● Directive:
Only the lines from the one with "Write a component" through the one with "string; email: string", inclusive, should be echoed exactly; pictures are left out.

● Supplied entries:
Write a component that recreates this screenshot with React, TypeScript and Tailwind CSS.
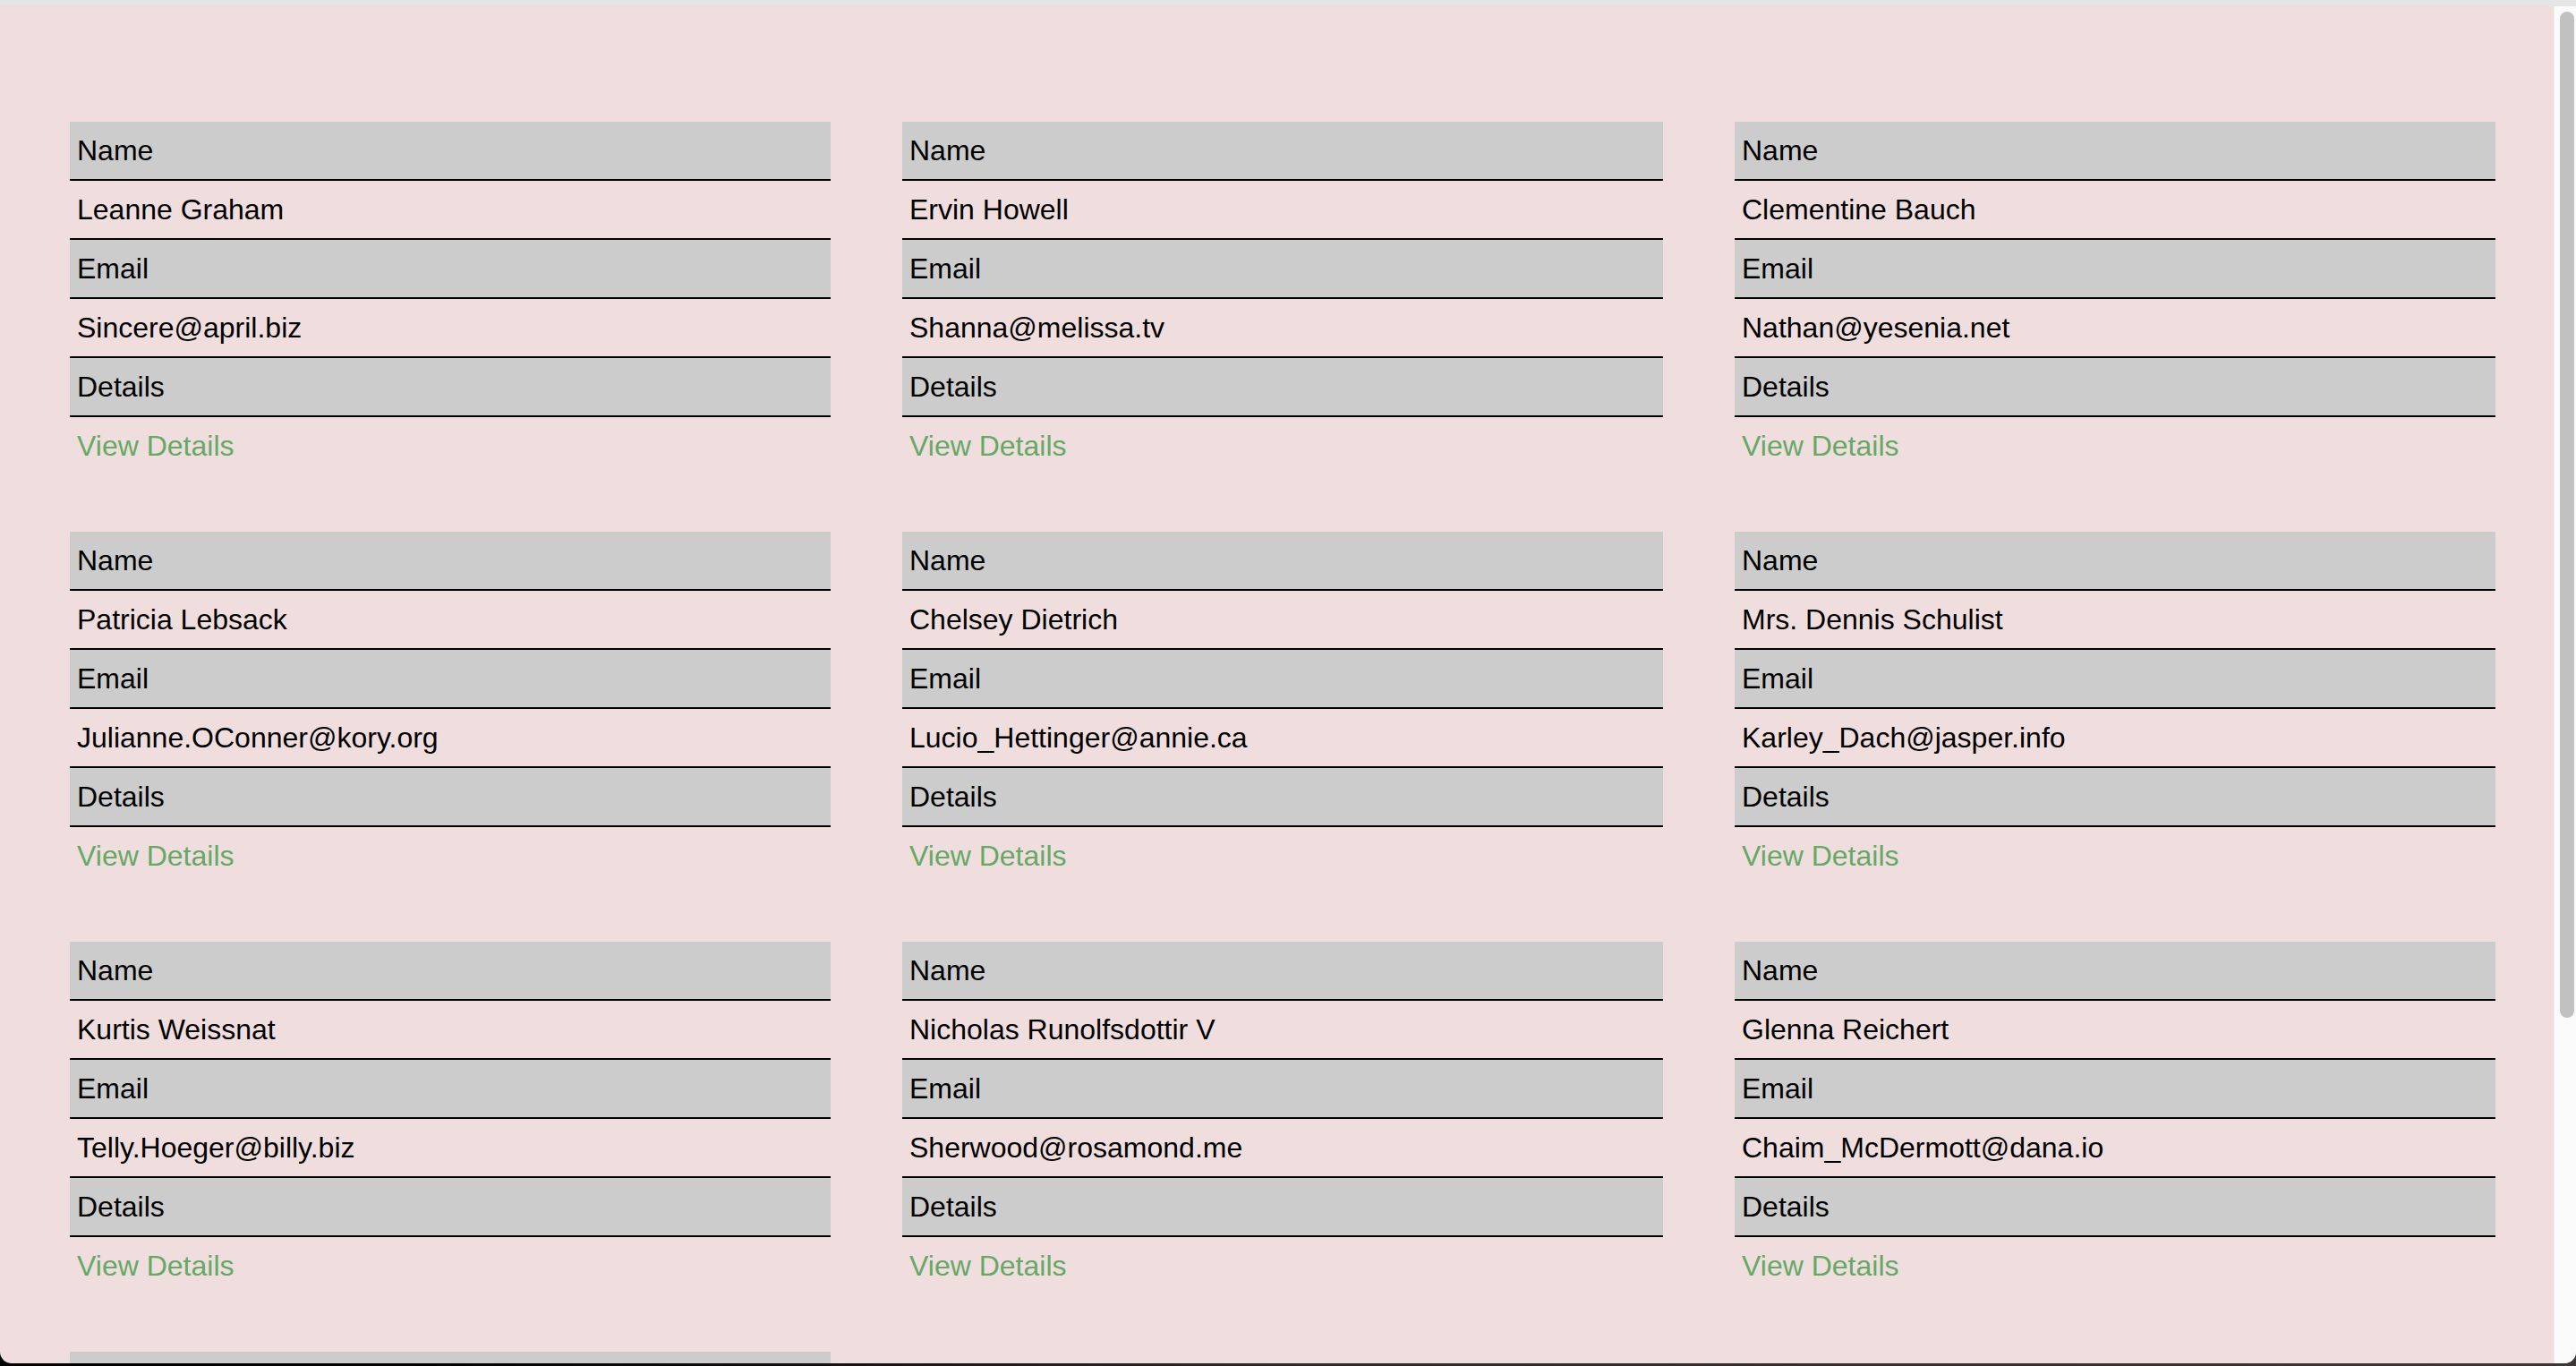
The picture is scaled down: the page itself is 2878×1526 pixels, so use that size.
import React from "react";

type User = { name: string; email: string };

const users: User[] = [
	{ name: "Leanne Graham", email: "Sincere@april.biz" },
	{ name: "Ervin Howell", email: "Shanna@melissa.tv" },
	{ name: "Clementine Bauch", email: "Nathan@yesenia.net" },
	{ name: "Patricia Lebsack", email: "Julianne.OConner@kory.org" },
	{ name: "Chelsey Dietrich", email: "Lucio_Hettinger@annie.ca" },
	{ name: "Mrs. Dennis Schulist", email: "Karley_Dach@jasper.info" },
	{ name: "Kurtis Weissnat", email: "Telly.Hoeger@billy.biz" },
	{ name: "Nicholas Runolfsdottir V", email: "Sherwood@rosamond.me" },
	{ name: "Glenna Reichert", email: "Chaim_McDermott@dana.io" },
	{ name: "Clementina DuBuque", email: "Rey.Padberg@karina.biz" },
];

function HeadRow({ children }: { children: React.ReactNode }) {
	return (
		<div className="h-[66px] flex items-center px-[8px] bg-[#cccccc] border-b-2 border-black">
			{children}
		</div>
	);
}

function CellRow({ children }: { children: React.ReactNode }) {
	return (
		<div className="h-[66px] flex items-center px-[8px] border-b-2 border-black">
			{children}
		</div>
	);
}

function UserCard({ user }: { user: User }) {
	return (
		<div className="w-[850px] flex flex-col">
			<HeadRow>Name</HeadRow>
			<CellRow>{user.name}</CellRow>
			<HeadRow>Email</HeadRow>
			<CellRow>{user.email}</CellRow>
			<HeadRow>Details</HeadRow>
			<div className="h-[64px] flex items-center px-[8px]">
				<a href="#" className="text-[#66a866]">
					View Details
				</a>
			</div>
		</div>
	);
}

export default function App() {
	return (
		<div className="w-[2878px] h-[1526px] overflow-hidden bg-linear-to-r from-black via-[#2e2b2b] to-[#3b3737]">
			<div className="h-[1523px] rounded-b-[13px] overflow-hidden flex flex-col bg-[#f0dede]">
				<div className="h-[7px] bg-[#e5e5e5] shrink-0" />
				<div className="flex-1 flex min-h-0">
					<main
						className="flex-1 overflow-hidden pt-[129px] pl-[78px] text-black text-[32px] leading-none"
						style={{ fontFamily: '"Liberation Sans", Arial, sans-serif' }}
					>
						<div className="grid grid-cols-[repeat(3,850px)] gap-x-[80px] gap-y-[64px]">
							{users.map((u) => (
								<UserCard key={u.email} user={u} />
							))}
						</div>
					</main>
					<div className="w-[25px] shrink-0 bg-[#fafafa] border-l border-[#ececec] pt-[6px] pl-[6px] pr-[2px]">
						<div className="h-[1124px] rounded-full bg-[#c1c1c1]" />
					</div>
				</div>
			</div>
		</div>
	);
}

==

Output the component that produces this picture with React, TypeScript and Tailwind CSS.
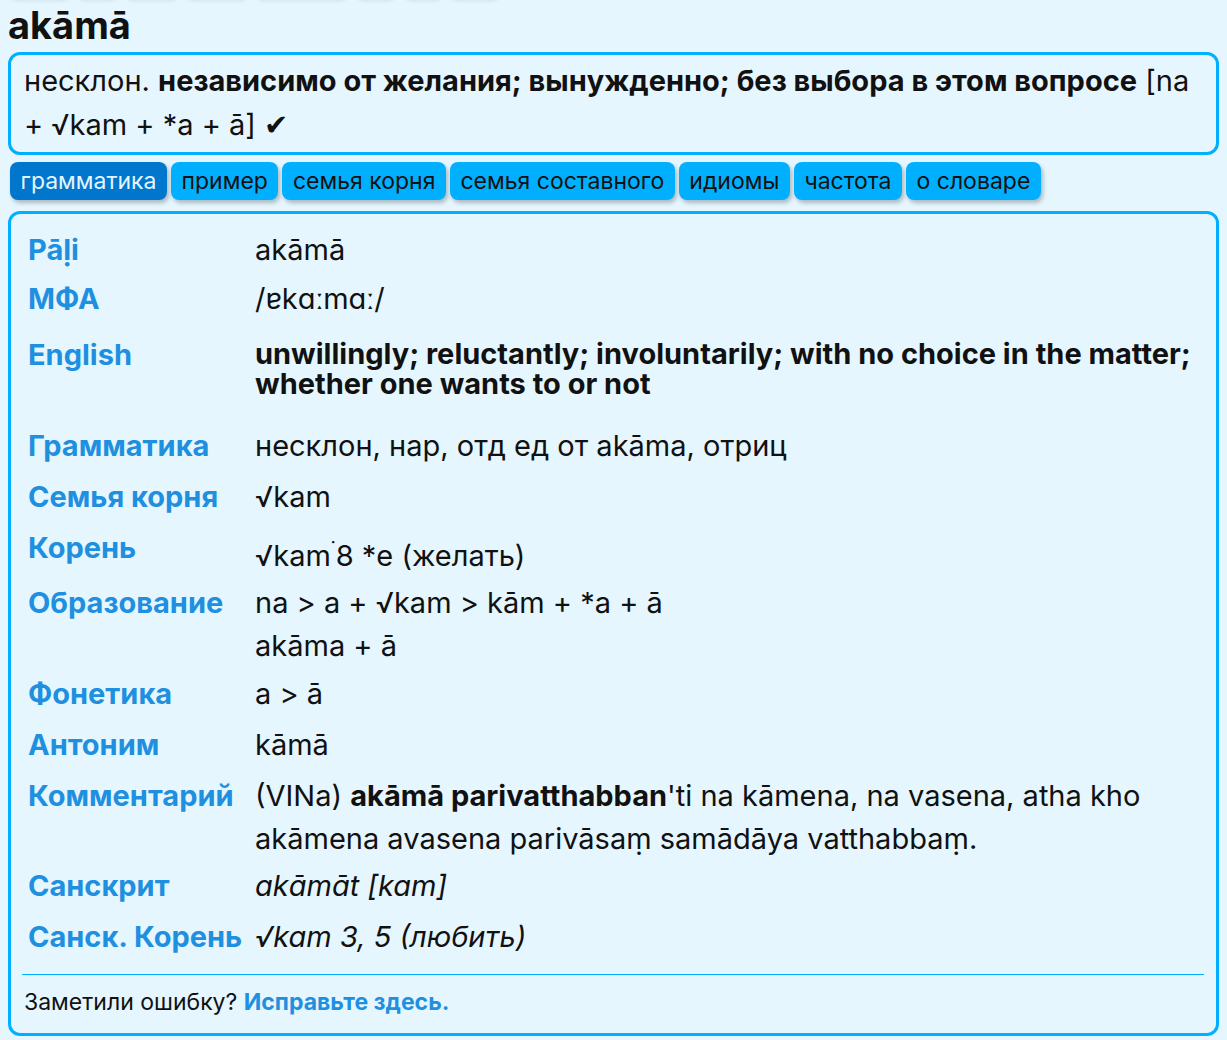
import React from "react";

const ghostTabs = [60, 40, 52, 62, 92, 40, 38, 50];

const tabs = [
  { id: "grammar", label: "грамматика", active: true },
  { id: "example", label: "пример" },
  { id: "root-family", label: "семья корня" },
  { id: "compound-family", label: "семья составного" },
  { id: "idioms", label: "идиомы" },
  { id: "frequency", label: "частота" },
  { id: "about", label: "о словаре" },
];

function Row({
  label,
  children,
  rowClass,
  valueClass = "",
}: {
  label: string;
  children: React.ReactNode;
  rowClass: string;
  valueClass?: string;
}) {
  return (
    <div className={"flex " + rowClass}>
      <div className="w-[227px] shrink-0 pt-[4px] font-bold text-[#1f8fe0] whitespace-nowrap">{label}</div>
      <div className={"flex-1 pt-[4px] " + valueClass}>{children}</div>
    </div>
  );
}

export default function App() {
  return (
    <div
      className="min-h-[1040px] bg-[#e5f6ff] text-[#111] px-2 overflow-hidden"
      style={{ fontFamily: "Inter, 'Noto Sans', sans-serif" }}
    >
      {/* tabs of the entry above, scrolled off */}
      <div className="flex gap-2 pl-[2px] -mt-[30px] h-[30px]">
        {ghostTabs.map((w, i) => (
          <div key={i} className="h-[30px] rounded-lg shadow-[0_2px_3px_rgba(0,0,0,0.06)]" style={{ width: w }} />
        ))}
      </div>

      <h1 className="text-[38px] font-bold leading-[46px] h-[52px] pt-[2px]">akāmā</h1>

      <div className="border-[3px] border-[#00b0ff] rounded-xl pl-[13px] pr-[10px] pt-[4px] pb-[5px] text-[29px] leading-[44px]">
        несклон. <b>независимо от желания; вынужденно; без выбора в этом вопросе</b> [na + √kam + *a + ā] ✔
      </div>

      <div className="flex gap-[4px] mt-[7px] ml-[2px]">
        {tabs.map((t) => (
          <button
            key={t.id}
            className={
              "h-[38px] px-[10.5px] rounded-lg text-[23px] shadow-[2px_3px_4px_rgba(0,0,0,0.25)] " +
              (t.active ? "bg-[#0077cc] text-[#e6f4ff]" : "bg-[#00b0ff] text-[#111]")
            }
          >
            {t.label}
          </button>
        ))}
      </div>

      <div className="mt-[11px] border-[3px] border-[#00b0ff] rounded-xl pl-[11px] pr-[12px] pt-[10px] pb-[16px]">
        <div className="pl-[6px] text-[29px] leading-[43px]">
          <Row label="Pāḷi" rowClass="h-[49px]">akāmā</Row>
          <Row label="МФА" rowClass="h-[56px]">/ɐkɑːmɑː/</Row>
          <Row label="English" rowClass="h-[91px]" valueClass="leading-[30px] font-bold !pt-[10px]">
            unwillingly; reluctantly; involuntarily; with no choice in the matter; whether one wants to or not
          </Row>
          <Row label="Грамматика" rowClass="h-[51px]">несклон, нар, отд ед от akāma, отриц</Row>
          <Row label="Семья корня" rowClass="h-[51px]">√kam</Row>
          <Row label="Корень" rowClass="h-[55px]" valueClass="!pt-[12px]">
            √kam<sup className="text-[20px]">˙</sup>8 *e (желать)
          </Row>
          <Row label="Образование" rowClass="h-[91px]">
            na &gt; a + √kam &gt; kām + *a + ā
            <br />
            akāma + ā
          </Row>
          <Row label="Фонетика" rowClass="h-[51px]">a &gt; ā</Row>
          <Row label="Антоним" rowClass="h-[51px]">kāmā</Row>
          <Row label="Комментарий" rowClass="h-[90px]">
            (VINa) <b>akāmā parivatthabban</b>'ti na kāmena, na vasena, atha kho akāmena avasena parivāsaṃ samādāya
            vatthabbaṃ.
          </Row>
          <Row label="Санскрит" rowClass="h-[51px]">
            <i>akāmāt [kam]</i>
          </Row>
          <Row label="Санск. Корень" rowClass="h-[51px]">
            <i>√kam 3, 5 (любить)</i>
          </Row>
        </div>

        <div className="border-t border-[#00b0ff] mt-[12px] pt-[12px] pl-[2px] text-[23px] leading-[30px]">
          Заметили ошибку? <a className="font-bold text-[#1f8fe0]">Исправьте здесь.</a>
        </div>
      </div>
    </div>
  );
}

---

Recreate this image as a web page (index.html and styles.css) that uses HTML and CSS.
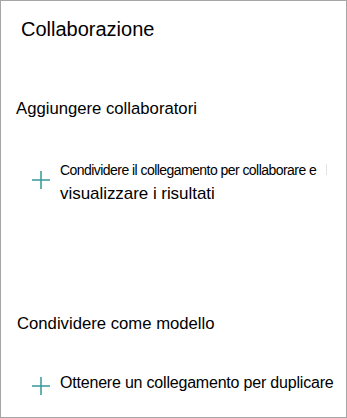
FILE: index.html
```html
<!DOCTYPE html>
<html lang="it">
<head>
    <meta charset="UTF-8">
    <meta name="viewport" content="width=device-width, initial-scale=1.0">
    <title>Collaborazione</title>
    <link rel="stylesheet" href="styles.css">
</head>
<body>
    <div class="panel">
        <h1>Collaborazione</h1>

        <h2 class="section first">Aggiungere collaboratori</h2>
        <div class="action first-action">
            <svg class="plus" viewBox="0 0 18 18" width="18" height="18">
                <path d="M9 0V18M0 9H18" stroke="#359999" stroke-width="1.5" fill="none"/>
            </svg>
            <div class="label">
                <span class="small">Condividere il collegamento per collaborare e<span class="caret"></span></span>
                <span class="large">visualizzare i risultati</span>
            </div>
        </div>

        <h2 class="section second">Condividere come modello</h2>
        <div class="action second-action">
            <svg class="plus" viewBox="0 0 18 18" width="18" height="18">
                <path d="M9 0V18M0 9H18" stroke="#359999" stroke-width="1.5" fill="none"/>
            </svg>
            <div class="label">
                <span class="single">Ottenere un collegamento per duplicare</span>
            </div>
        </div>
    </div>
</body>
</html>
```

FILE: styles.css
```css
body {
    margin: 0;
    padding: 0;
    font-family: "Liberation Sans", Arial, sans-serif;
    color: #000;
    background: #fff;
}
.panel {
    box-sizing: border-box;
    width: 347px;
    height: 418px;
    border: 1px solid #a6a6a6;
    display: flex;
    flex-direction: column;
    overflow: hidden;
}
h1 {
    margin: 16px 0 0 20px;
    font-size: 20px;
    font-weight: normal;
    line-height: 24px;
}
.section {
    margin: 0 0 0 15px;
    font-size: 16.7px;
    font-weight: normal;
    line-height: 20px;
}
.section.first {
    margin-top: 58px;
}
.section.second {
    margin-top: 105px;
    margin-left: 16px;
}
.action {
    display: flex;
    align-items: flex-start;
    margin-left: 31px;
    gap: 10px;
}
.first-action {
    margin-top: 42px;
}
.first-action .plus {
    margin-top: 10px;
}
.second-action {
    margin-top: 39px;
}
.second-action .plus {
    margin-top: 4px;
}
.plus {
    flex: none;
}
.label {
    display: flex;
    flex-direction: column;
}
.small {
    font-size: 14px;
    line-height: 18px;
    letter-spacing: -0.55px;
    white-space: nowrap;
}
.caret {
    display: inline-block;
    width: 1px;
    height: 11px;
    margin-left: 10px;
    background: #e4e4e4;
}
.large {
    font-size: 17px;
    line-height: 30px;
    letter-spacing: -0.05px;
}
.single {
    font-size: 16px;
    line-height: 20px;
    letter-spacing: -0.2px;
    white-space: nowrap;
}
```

● Exercise solution:
Write a component that recreates this screenshot with React, TypeScript and Tailwind CSS.
The picture is scaled down: the page itself is 2878×1526 pixels, so use that size.
import React from "react";

type User = { name: string; email: string };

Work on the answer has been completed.